§ **To do**:
Quote all of the data exactly as given. Skip every picture it contains.

********

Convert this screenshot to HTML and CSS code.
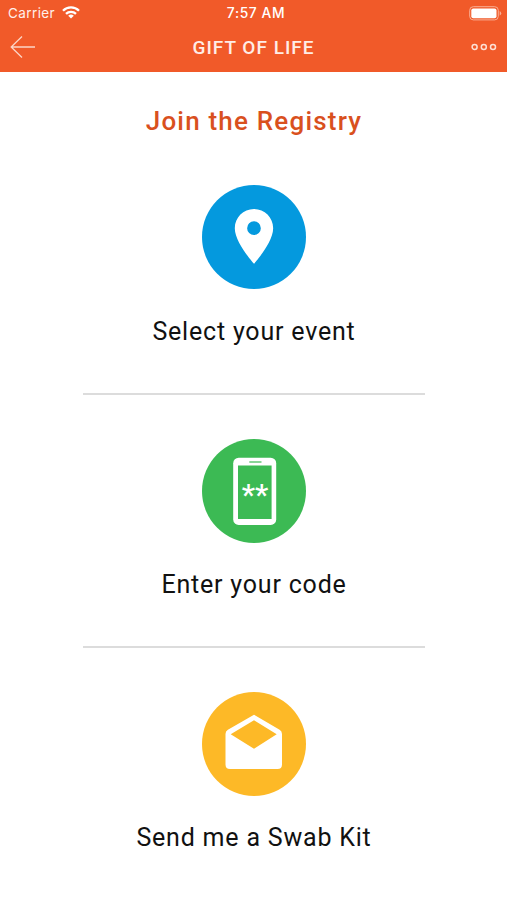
FILE: index.html
```html
<!DOCTYPE html>
<html lang="en">
<head>
<meta charset="utf-8">
<title>Gift of Life</title>
<link rel="stylesheet" href="styles.css">
</head>
<body>
<header class="header">
  <div class="status">
    <div class="carrier"><span>Carrier</span>
      <svg class="wifi" width="18" height="13" viewBox="0 0 18 13" fill="none" stroke="#fff" stroke-width="2.3"><path d="M1 4.7a11.3 11.3 0 0 1 16 0M4 7.9a7 7 0 0 1 10 0"/><path d="M9 12.4 6.2 9.8a4 4 0 0 1 5.6 0z" fill="#fff" stroke="none"/></svg>
    </div>
    <span class="time">7:57 AM</span>
    <svg class="battery" width="33" height="15" viewBox="0 0 33 15"><rect x=".7" y=".7" width="28.6" height="13.2" rx="3.6" fill="none" stroke="#f9ae94" stroke-width="1"/><rect x="2.3" y="2.4" width="25.2" height="9.8" rx="2" fill="#fff"/><path d="M30.7 5v4.6q1.5-.7 1.5-2.3t-1.5-2.3z" fill="#f9ae94"/></svg>
  </div>
  <nav class="nav">
    <svg class="back" width="26" height="24" viewBox="0 0 26 24" fill="none" stroke="#fcd5c6" stroke-width="1.3"><path d="M25 12H1.2M12 1.5 1.2 12 12 22.5"/></svg>
    <h1 class="title">GIFT OF LIFE</h1>
    <svg class="more" width="26" height="8" viewBox="0 0 26 8" fill="none" stroke="#fde0d5" stroke-width="1.5"><circle cx="3.6" cy="4" r="2.5"/><circle cx="12.8" cy="4" r="2.5"/><circle cx="22" cy="4" r="2.5"/></svg>
  </nav>
</header>
<main class="content">
  <h2 class="heading">Join the Registry</h2>
  <section class="option">
    <svg class="icon" viewBox="0 0 104 104"><circle cx="52" cy="52" r="52" fill="#0499de"/><path transform="translate(19.1 18.5) scale(2.74)" fill="#fff" fill-rule="evenodd" d="M12 2C8.13 2 5 5.13 5 9c0 5.25 7 13 7 13s7-7.75 7-13c0-3.87-3.13-7-7-7zm0 9.5a2.5 2.5 0 0 1 0-5 2.5 2.5 0 0 1 0 5z"/></svg>
    <span class="label">Select your event</span>
  </section>
  <section class="option">
    <svg class="icon" viewBox="0 0 104 104"><circle cx="52" cy="52" r="52" fill="#3cba54"/><rect x="31.2" y="18.7" width="43" height="67.2" rx="5.5" fill="#fff"/><path d="M36 26.5h33.6v53.6H36z" fill="#3cba54"/><path d="M47.3 23h12.2" stroke="#3cba54" stroke-width="1.2"/><text class="stars" x="53" y="66" text-anchor="middle">**</text></svg>
    <span class="label">Enter your code</span>
  </section>
  <section class="option">
    <svg class="icon" viewBox="0 0 104 104"><circle cx="52" cy="52" r="52" fill="#fdb927"/><path fill="#fff" fill-rule="evenodd" d="M52 22.7 77.6 37.7Q80 39.2 80 42v30.5q0 4.5-4.5 4.5h-47.500q-4.500 0-4.500-4.500V42q0-2.800 2.400-4.300zM52 28.300 28.700 42.300 52 56.700 74.700 42.300z"/></svg>
    <span class="label">Send me a Swab Kit</span>
  </section>
</main>
</body>
</html>
```
FILE: styles.css
```css
* { box-sizing: border-box; }

body {
  margin: 0;
  background: #fff;
  font-family: Roboto, "Liberation Sans", sans-serif;
}

svg { display: block; }

.header {
  height: 71.5px;
  background: #f15a29;
  color: #fff;
}

.status {
  display: grid;
  grid-template-columns: 1fr auto 1fr;
  align-items: center;
  height: 27px;
  padding: 0 5px 0 8px;
  font-family: Inter, sans-serif;
  font-size: 13.5px;
  line-height: 27px;
}

.carrier {
  display: flex;
  align-items: center;
  gap: 7px;
  color: #fff0ea;
  letter-spacing: .4px;
}

.wifi { margin-bottom: 2px; }

.time {
  font-size: 13.8px;
  font-weight: 500;
  letter-spacing: .6px;
  padding-left: 2px;
}

.battery { justify-self: end; }

.nav {
  display: grid;
  grid-template-columns: 1fr auto 1fr;
  align-items: center;
  height: 40px;
  padding: 0 10px;
}

.back { margin-bottom: 1px; }

.title {
  margin: 0;
  padding-top: 1px;
  color: #ffede6;
  font-size: 19px;
  font-weight: 500;
  letter-spacing: 1px;
  line-height: 39px;
}

.more { justify-self: end; }

.content {
  display: flex;
  flex-direction: column;
  align-items: center;
}

.heading {
  margin: 32px 0 1px;
  padding-left: 1px;
  color: #d9501e;
  font-size: 26px;
  font-weight: 500;
  letter-spacing: 1.2px;
  line-height: 34px;
}

.option {
  display: flex;
  flex-direction: column;
  align-items: center;
  width: 342px;
  height: 253.4px;
  padding-top: 44px;
  border-bottom: 2px solid #dcdcdc;
}

.option:first-of-type {
  height: 256px;
  padding-top: 46.5px;
}

.option:last-child { border-bottom: 0; }

.icon {
  flex: none;
  width: 104px;
  height: 104px;
}

.stars {
  fill: #fff;
  font-size: 30px;
  font-weight: 500;
}

.label {
  margin-top: 25.3px;
  padding-left: 1px;
  color: #111;
  font-size: 25px;
  letter-spacing: .8px;
  line-height: 34px;
  white-space: nowrap;
}

.option:first-of-type .label { margin-top: 25.6px; }
```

********

§ **Correct response**:
Convert this screenshot to HTML and CSS code.
FILE: index.html
```html
<!DOCTYPE html>
<html lang="en">
<head>
<meta charset="utf-8">
<title>Gift of Life</title>
<link rel="stylesheet" href="styles.css">
</head>
<body>
<header class="header">
  <div class="status">
    <div class="carrier"><span>Carrier</span>
      <svg class="wifi" width="18" height="13" viewBox="0 0 18 13" fill="none" stroke="#fff" stroke-width="2.3"><path d="M1 4.7a11.3 11.3 0 0 1 16 0M4 7.9a7 7 0 0 1 10 0"/><path d="M9 12.4 6.2 9.8a4 4 0 0 1 5.6 0z" fill="#fff" stroke="none"/></svg>
    </div>
    <span class="time">7:57 AM</span>
    <svg class="battery" width="33" height="15" viewBox="0 0 33 15"><rect x=".7" y=".7" width="28.6" height="13.2" rx="3.6" fill="none" stroke="#f9ae94" stroke-width="1"/><rect x="2.3" y="2.4" width="25.2" height="9.8" rx="2" fill="#fff"/><path d="M30.7 5v4.6q1.5-.7 1.5-2.3t-1.5-2.3z" fill="#f9ae94"/></svg>
  </div>
  <nav class="nav">
    <svg class="back" width="26" height="24" viewBox="0 0 26 24" fill="none" stroke="#fcd5c6" stroke-width="1.3"><path d="M25 12H1.2M12 1.5 1.2 12 12 22.5"/></svg>
    <h1 class="title">GIFT OF LIFE</h1>
    <svg class="more" width="26" height="8" viewBox="0 0 26 8" fill="none" stroke="#fde0d5" stroke-width="1.5"><circle cx="3.6" cy="4" r="2.5"/><circle cx="12.8" cy="4" r="2.5"/><circle cx="22" cy="4" r="2.5"/></svg>
  </nav>
</header>
<main class="content">
  <h2 class="heading">Join the Registry</h2>
  <section class="option">
    <svg class="icon" viewBox="0 0 104 104"><circle cx="52" cy="52" r="52" fill="#0499de"/><path transform="translate(19.1 18.5) scale(2.74)" fill="#fff" fill-rule="evenodd" d="M12 2C8.13 2 5 5.13 5 9c0 5.25 7 13 7 13s7-7.75 7-13c0-3.87-3.13-7-7-7zm0 9.5a2.5 2.5 0 0 1 0-5 2.5 2.5 0 0 1 0 5z"/></svg>
    <span class="label">Select your event</span>
  </section>
  <section class="option">
    <svg class="icon" viewBox="0 0 104 104"><circle cx="52" cy="52" r="52" fill="#3cba54"/><rect x="31.2" y="18.7" width="43" height="67.2" rx="5.5" fill="#fff"/><path d="M36 26.5h33.6v53.6H36z" fill="#3cba54"/><path d="M47.3 23h12.2" stroke="#3cba54" stroke-width="1.2"/><text class="stars" x="53" y="66" text-anchor="middle">**</text></svg>
    <span class="label">Enter your code</span>
  </section>
  <section class="option">
    <svg class="icon" viewBox="0 0 104 104"><circle cx="52" cy="52" r="52" fill="#fdb927"/><path fill="#fff" fill-rule="evenodd" d="M52 22.7 77.6 37.7Q80 39.2 80 42v30.5q0 4.5-4.5 4.5h-47.500q-4.500 0-4.500-4.500V42q0-2.800 2.400-4.300zM52 28.300 28.700 42.300 52 56.700 74.700 42.300z"/></svg>
    <span class="label">Send me a Swab Kit</span>
  </section>
</main>
</body>
</html>
```
FILE: styles.css
```css
* { box-sizing: border-box; }

body {
  margin: 0;
  background: #fff;
  font-family: Roboto, "Liberation Sans", sans-serif;
}

svg { display: block; }

.header {
  height: 71.5px;
  background: #f15a29;
  color: #fff;
}

.status {
  display: grid;
  grid-template-columns: 1fr auto 1fr;
  align-items: center;
  height: 27px;
  padding: 0 5px 0 8px;
  font-family: Inter, sans-serif;
  font-size: 13.5px;
  line-height: 27px;
}

.carrier {
  display: flex;
  align-items: center;
  gap: 7px;
  color: #fff0ea;
  letter-spacing: .4px;
}

.wifi { margin-bottom: 2px; }

.time {
  font-size: 13.8px;
  font-weight: 500;
  letter-spacing: .6px;
  padding-left: 2px;
}

.battery { justify-self: end; }

.nav {
  display: grid;
  grid-template-columns: 1fr auto 1fr;
  align-items: center;
  height: 40px;
  padding: 0 10px;
}

.back { margin-bottom: 1px; }

.title {
  margin: 0;
  padding-top: 1px;
  color: #ffede6;
  font-size: 19px;
  font-weight: 500;
  letter-spacing: 1px;
  line-height: 39px;
}

.more { justify-self: end; }

.content {
  display: flex;
  flex-direction: column;
  align-items: center;
}

.heading {
  margin: 32px 0 1px;
  padding-left: 1px;
  color: #d9501e;
  font-size: 26px;
  font-weight: 500;
  letter-spacing: 1.2px;
  line-height: 34px;
}

.option {
  display: flex;
  flex-direction: column;
  align-items: center;
  width: 342px;
  height: 253.4px;
  padding-top: 44px;
  border-bottom: 2px solid #dcdcdc;
}

.option:first-of-type {
  height: 256px;
  padding-top: 46.5px;
}

.option:last-child { border-bottom: 0; }

.icon {
  flex: none;
  width: 104px;
  height: 104px;
}

.stars {
  fill: #fff;
  font-size: 30px;
  font-weight: 500;
}

.label {
  margin-top: 25.3px;
  padding-left: 1px;
  color: #111;
  font-size: 25px;
  letter-spacing: .8px;
  line-height: 34px;
  white-space: nowrap;
}

.option:first-of-type .label { margin-top: 25.6px; }
```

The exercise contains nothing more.